Zdrahal-Urbanek: The stakeholder situation is completely different, and there are specific skillsets for the CEOs that become less important, since they don’t have to interact with the capital markets. Mostly though, you have to consider different values. Family businesses often have a very long-term perspective for decision-making, including long-term succession-planning.

Lauterbach: What are the key skills that board directors need?

Zdrahal-Urbanek: You need to be able to challenge your senior executives. You have to know what your own values and your own targets are. And it’s not about putting yourself at the center of the conversation. You need to listen in many directions.

You have to know what your own values and your own targets are.

The same is true if you are a C-suite member. You need to be able to reflect a lot, to listen, to understand what is going on around you in order to lead in an effective way. You need to get the right people, but you also need to create an environment in which you can keep the best talent. Because “A” players want to be challenged, and not patronized.

Bryant: How do you see the role of the CHRO evolving?

Zdrahal-Urbanek: It has transformed from a more administrative role to where HR has a bigger impact in guiding the company. But there needs to be more understanding of what kind of added value HR can bring to the organization. HR, in my view, should always be part of the C-suite team.

One of the most important roles of the CHRO is to be a sparring partner to the CEO. It’s about being involved in all strategic and operational management topics, in order to be able to contribute to all business matters. They should also play the role of sparring partner with the rest of the senior management team, to help them reach their targets.

Although heads of HR play a big role in talent management, CEOs should be aware that one of their most important responsibilities is to hire senior management. This is not something a CEO can delegate anymore. This is something a great CHRO should support and should manage. But the selection process should be done by the CEO.

Lauterbach: What are the key leadership lessons you’ve learned in your career?

Zdrahal-Urbanek: I’m someone who really learned leadership by watching others. I have been fortunate to be always surrounded by people I could learn from, and who had more experience than me. And I always had people with experience who supported me and challenged me, and who I could always go to with questions.
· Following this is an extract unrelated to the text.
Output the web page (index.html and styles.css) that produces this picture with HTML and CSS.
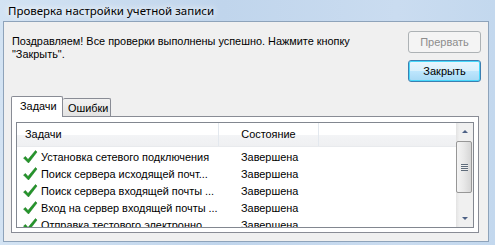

Executive search is one of the best industries to learn about leadership, because you observe so many types of leadership. You see many positive examples, and also negative ones. The information is there. You just need to be reflective and decide what to do with this information.

I think you really need to respect others and appreciate others. Listen to them and understand what you need to do in order to help them be successful. But also let them watch and let them learn. Give them the environment they need, which differs from person to person, of course. Be flexible. But also have the courage to give feedback if someone needs development.